> What to do: Extract the lines that carry the string "this" from the listing.

> Input records:
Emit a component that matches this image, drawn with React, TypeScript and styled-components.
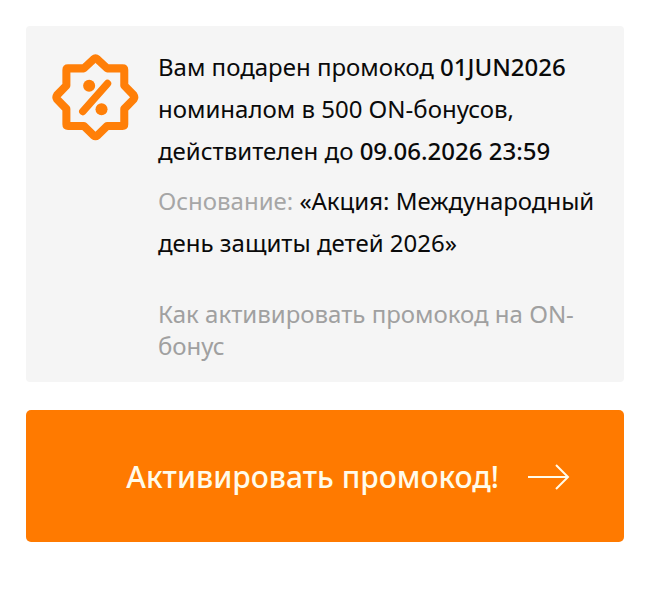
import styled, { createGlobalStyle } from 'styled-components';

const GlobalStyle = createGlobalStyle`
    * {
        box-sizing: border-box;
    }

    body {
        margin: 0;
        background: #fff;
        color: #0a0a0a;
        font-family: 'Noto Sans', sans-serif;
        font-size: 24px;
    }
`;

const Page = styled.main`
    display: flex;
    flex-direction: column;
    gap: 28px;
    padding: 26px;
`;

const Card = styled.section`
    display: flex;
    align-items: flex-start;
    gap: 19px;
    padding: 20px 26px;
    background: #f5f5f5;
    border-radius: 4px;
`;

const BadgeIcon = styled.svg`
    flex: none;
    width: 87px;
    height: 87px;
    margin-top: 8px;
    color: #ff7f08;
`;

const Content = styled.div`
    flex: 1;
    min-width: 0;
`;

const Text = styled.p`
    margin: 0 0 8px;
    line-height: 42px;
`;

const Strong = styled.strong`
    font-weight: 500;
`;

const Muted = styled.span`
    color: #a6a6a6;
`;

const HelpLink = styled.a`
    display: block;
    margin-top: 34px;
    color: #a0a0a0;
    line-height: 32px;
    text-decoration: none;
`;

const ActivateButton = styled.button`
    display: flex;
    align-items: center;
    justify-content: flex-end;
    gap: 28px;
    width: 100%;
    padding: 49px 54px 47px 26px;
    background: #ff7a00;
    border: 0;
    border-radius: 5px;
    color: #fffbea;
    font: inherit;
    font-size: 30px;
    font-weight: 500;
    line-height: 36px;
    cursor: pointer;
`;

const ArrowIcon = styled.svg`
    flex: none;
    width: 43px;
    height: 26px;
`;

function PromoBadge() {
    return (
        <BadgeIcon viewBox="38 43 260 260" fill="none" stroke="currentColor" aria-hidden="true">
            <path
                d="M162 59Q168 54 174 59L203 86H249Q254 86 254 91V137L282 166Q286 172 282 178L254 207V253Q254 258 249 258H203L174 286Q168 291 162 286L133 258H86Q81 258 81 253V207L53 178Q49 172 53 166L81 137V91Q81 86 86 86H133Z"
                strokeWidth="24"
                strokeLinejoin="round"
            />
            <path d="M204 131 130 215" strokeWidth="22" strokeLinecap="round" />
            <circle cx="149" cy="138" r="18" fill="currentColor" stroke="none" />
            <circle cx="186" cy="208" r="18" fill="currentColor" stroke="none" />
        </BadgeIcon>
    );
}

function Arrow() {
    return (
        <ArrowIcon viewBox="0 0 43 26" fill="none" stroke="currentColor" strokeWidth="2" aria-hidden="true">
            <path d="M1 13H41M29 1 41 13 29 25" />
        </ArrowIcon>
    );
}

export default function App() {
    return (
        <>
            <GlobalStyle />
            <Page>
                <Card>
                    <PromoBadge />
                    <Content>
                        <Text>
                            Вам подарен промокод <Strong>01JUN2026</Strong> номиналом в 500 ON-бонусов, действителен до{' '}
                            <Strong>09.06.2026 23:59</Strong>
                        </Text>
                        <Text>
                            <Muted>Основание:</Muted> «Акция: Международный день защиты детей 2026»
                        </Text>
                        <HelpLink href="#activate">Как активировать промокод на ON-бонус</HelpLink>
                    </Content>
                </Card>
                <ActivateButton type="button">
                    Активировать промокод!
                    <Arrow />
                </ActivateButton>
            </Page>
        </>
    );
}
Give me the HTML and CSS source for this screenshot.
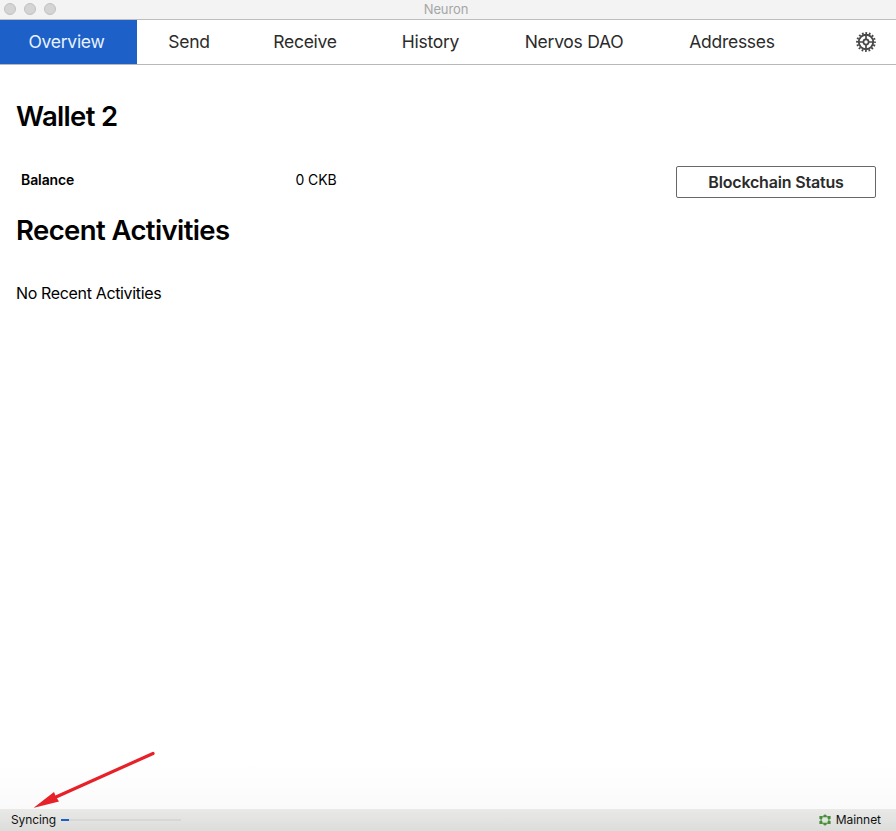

> Final answer:
Emit a component that matches this image, drawn with React, TypeScript and styled-components.
Give me the HTML and CSS source for this screenshot.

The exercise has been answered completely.